Пока мы беседовали, в дверях появился священнослужитель и объявил, что его святейшество готов нас принять. Вслед за великим экклезиархом и великим логофетом я прошел через галерею комнат в небольшое помещение, где было полно епископов. Они расступились, и я увидел субтильного пожилого человека, сидевшего за письменным столом с выдвижной крышкой. Я понял, что передо мной Вениамин I, патриарх Нового Рима. Он был в черной рясе, с прекрасным наперсным крестом и в калемаукионе, высокой митре православного священнослужителя. Я склонился над худой рукой в кольцах. Потом меня представили членам синода. И снова как будто бы зазвучали фанфары: такие пышные титулы произносились только во дворцах последних цезарей. Здесь были хартофилакс — архивариус, экономист, ведающий финансами, рефендарий — секретарь, протекдикос — арбитр, гипогонатон, в обязанности которого входит облачать патриарха, гипомимнескон — принимающий петиции, дидаскал — толкующий Евангелия и многие другие.

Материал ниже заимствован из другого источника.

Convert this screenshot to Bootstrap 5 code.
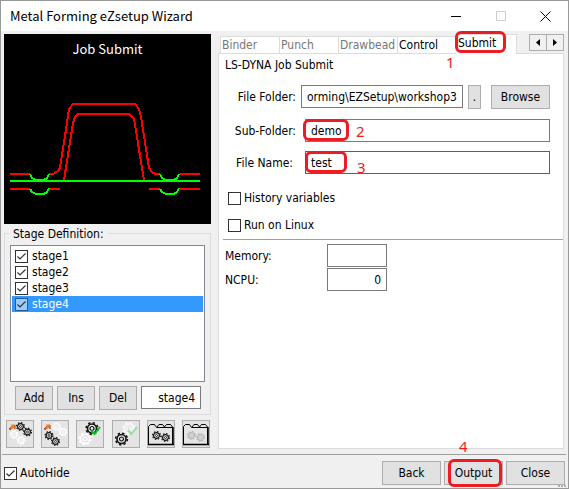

Видя перед собой эти тени Византийского императорского двора, испытываешь странное чувство. Человек внизу, в переулке, торгует хлебом, а могущественный правитель сидит за столом с выдвижной крышкой. А ведь собравшиеся, чтобы внимать ему, думал я, по рангу равны людям, которые собираются, чтобы слушать папу и кардиналов священной коллегии.
Меня поражает жизнеспособность институтов, основанных на вере. Потрясают громкие титулы, сохранившиеся даже теперь, когда мир, когда-то подаривший им их величие, канул в небытие. Но в этой комнате существовал микрокосм императорского двора Палеологов, который не исчез, как думают многие, со смертью последнего императора. Неудивительно, что султаны часто смещали патриарха внезапно, без всяких видимых причин! Сейчас я вполне мог себе представить, как султан, пробудившись от кошмарного сна, в котором видел, как рушатся минареты и вновь звонят колокола над Градом Божиим, внезапно осознает всю опасность императорского двора в миниатюре, притаившегося в его столице.
На вопросы его святейшества об Англии я отвечал автоматически, и тем не менее они разбили лед отчуждения. Наш разговор получился более непринужденным, чем мог бы, если бы я только что не проехал по Малой Азии, посетив места миссионерских походов святого Павла. Так что, в отличие людей на обычной аудиенции, мы нашли о чем поговорить.